Public transport advocates have pressed for rail investments and no road investments, ignoring the congestion related to road freight (which cannot use public transport), especially near the port.

The technical reports underlying the East-West study show that neither tunnel is economically sound. Even allowing for indirect agglomeration benefits, the cost-benefit ratio for the rail tunnel is only 1.2 and for the road tunnel is well below 1.0. The ratio for the combined road and rail solutions is 1.0. Normally projects need at least 1.5 to pass muster, and there are other road projects in the queue with ratios much better than that. The reason for the bad economics is simply that tunnels are very expensive.

There is, however, a clear case for doing something - Eddington was right in saying that doing nothing is not an option. The abrupt end of the Eastern Freeway is inefficient, and there is severe congestion on and around the Westgate Bridge, and the port area. Urban rail lines on the inner north-west side of Melbourne are clogged with both Connex and V/Line trains. The trains are overcrowded and patronage there is growing fast.

But big, expensive tunnels are not the best solution. A disappointing aspect of the technical papers is that they do not thoroughly explore more modest (but still substantial) alternatives - apart from a good "truck plan" to handle growing road freight while reducing the negative impact on residents in Yarraville and Footscray.

The road problems are local rather than corridor-like and could be eased without a large tunnel by widening streets where possible, adding a river crossing, and building underpasses at the busiest intersections. (Underpasses would also be a great help in other busy parts of greater Melbourne.)

The rail congestion problems can also be eased without a expensive tunnel by using spare tracks and land in the inner north-west area and building flyovers at junctions to improve the capacity and make better use of some of the lines.

This could be supported by more efficient use of Flinders Street Station (covered in the report), newer signalling to boost line capacity (discussed only briefly in a technical paper), and by convincing passengers to abandon the strange local custom of standing in doorways, which slows the exit and entry of peak period passengers and extends "dwell" time at stations.

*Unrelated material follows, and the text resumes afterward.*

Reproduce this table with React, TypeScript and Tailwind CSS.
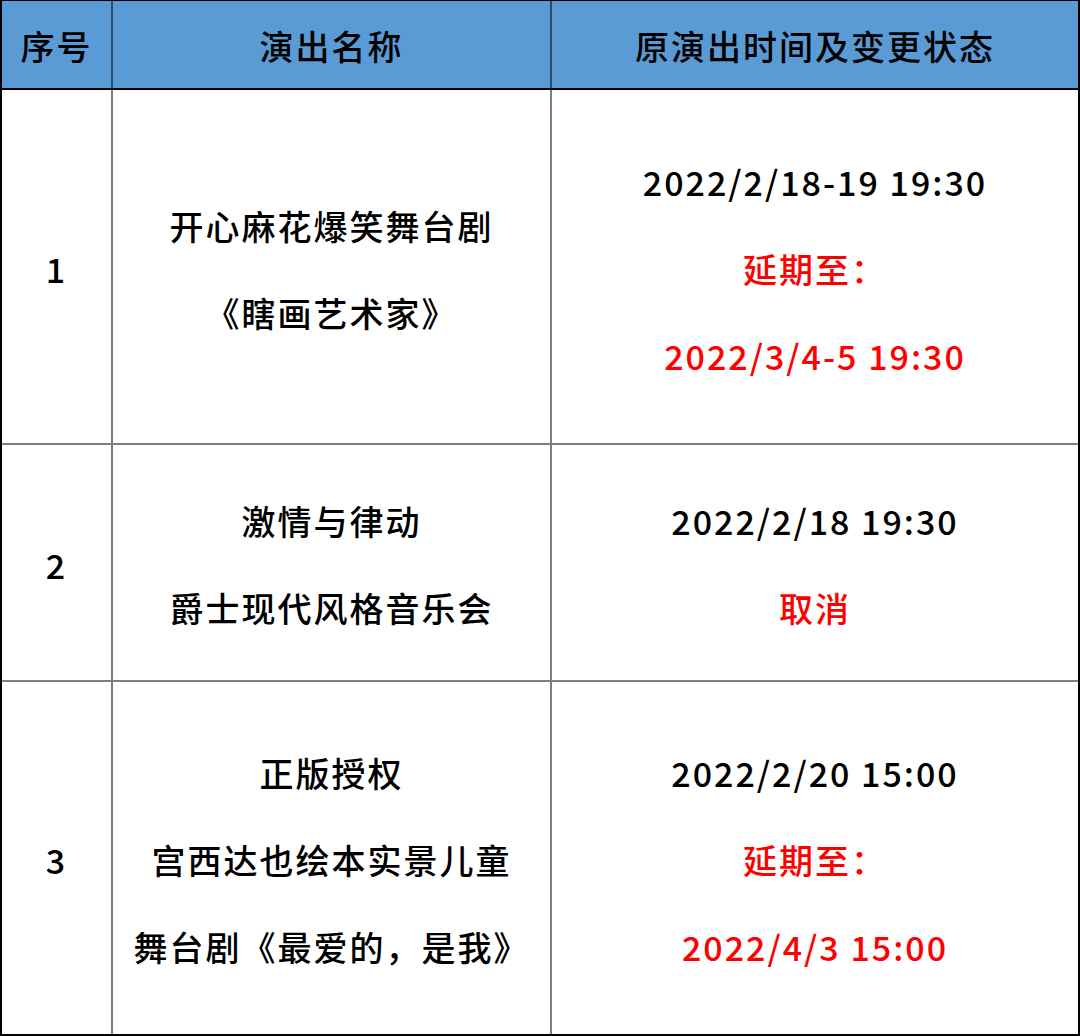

The cost of such alternatives, although in the billions, would be a fraction of what the tunnels cost.

These more modest alternatives could be implemented much more quickly than tunnels. The current road and rail problems will become severe before tunnels could be completed.

Good alternatives would also achieve most of the benefits, should have good economics, and would allow the financial room to address other pressing transport problems.

Some of these problems are indicated on a map in one of the technical papers, which shows the streets in greater Melbourne that are the most congested - many of them are not those covered by the East-West study. And there are other rail demands; new high capacity trains, planned for 2013, will need to be financed.

It is possible that tunnels, perhaps shorter than those proposed, will be justified at some later stage. Experience shows it is rash to project short periods of high growth well into the future - as the study did.

Any justification will also depend on other developments such as carbon prices, and greater efforts in "demand management" to spread peak periods. The study mentions congestion pricing in 10-plus years - not long after the tunnels (yet reducing the need for tunnels).

There is a good economic case for congestion pricing; it has been successful overseas, and can be popular when the proceeds go to transport improvements. It would be best accompanied by peak/off-peak public transport pricing, possible when the Myki electronic ticketing eventually works.

The wise approach (using the economics technique known as "real options") is to address future uncertainty by proceeding with adequate capacity improvements while preserving easements for larger projects later.

The Victorian government is considering the east-west study and developing a wider transport policy it will announce in November. It will be finding that the tunnels would crowd out many other good transport options across Melbourne.

David Greig is an Executive Director in the economic consulting firm ACIL Tasman.